Regarding the multinational force, the fact sheet states that while "there is no intention or expectation that U.S. forces will become involved in hostilities in Beirut . . . we cannot rule out isolated acts of violence." It adds that "all appropriate precautions will be taken to assure the safety of U.S. military personnel during their brief assignment to Lebanon." The multinational force "will depart Lebanon not later than 30 days after arrival."
The timetable for the PLO departure allows for some flexibility but also contains a warning: "In the event that the departure . . . does not take place in accord with the agreed and predetermined schedule, the mandate of the MNF [multinational force] will terminate immediately and all MNF personnel will leave Lebanon forthwith."
Although the Marine role in Lebanon is "peace-keeping," the Marines will be armed and the documents acknowledge that fighting may occur.
"In carrying out its mission, the American force will not engage in combat," states the official note from Lebanese Deputy Prime Minister Fuad Boutros requesting U.S. involvement in the multinational force. "It may, however, exercise the right of self-defense."
The agreement calls for all departures to take place "in daylight hours," and stipulates that overland convoys "should cross the border into Syria with no stops en route." When a convoy passes through Israeli military positions, the agreement calls for the Israelis to "clear the route for the temporary period in which the convoy is running."

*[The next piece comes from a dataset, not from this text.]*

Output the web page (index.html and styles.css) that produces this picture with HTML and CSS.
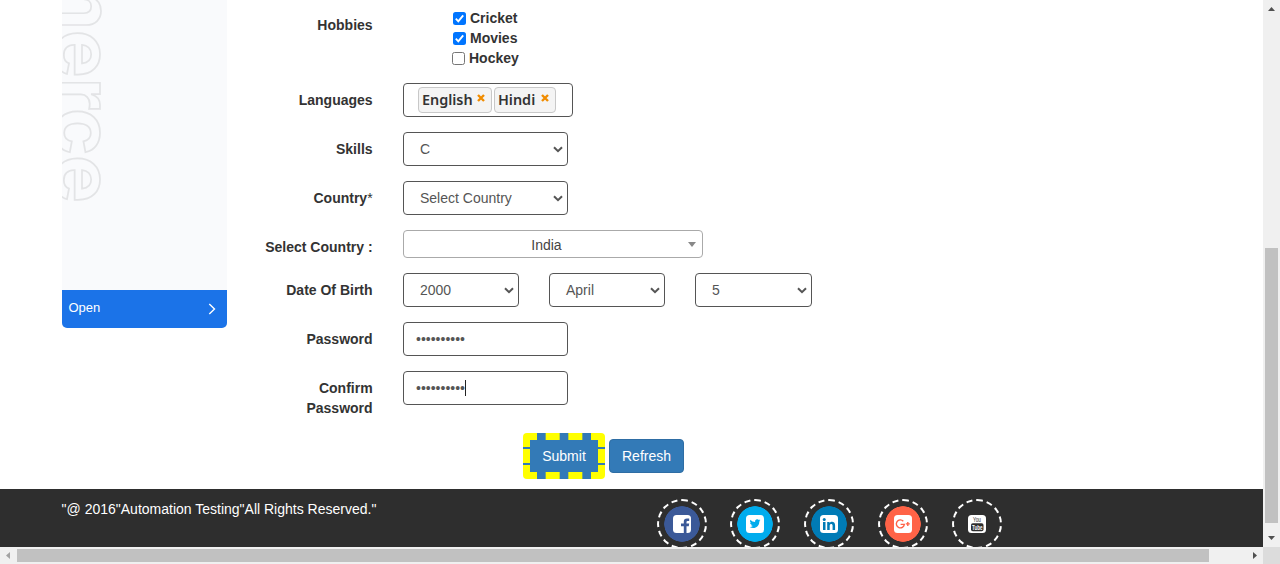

The departing Palestinians each are allowed to carry out one hand weapon and ammunition. All remaining weaponry, munitions and military equipment are to be turned over to the Lebanese Army "as gifts." Syrian forces will be allowed to carry out their weapons and equipment.
The plan stipulates that the PLO's military and political leadership will accompany departing personnel in "proportionate share . . . throughout all stages of the departure operation." There is no mention of the expected departure date or destination of PLO Chairman Yasser Arafat; unconfirmed reports have said he will go to Tunisia.
Although the fact sheet cautions that the schedule is "subject to revision as may be necessary because of logistical requirements and because of any necessary shift in the setting of Departure Day," the tentative chronology is as follows:
* Aug. 21 -- Approximately 350 French troops land at the port of Beirut at about 5 a.m. Beirut time and deploy in the port area. Lebanese armed forces assist in PLO departure preparations, deploy along the Green Line and take up positions formerly occupied by the PLO. The initial group of PLO guerrillas, possibly including the wounded and ill who are scheduled to go to Greece, will assemble at the port and will leave by sea in the afternoon or possibly on Sunday. It is assumed the group will sail approximately 12 hours to Larnaca, Cyprus, then be transferred, presumably by air, to Jordan or Iraq.
* Aug. 22 -- All groups destined for Jordan or Iraq will have boarded ship and sailed from Beirut. Groups destined for Tunisia will assemble at the port for departure by sea.
* Aug. 23 -- PLO personnel destined for South Yemen will assemble and depart by sea.
* Aug. 24 -- Assembly and departure by sea of PLO personnel destined for North Yemen.
* Aug. 25 -- "Provided that satisfactory logistical arrangements have been completed," initial PLO groups destined for Syria will leave over the Beirut-Damascus highway. Troops from the original French contingent, and the Lebanese Army, will have taken up positions on the land route in Beirut. Should it be decided these initial groups should go by sea instead of land, "this departure schedule also is subject to amendment."
* Aug. 26-28 (approximately) -- Remainder of the multinational force, including U.S., Italian and remaining French troops will arrive in Beirut and deploy to "agreed locations." PLO groups will continue to move to Syria by land or sea.
* Aug. 29-31 -- Syrian troops of the Arab Deterrent Force redeploy out of Beirut.
* Sept. 1-4 -- Departure of remaining PLO members destined for Syria. Assembly and departure by sea of all PLO personnel destined for the Sudan and Algeria.
* Sept. 4-21 -- Multinational force assists the Lebanese Army "in arrangements, as may be agreed between governments concerned, to ensure good and lasting security throughout the area of operation."
* Sept. 21-26 -- Departure of multinational force.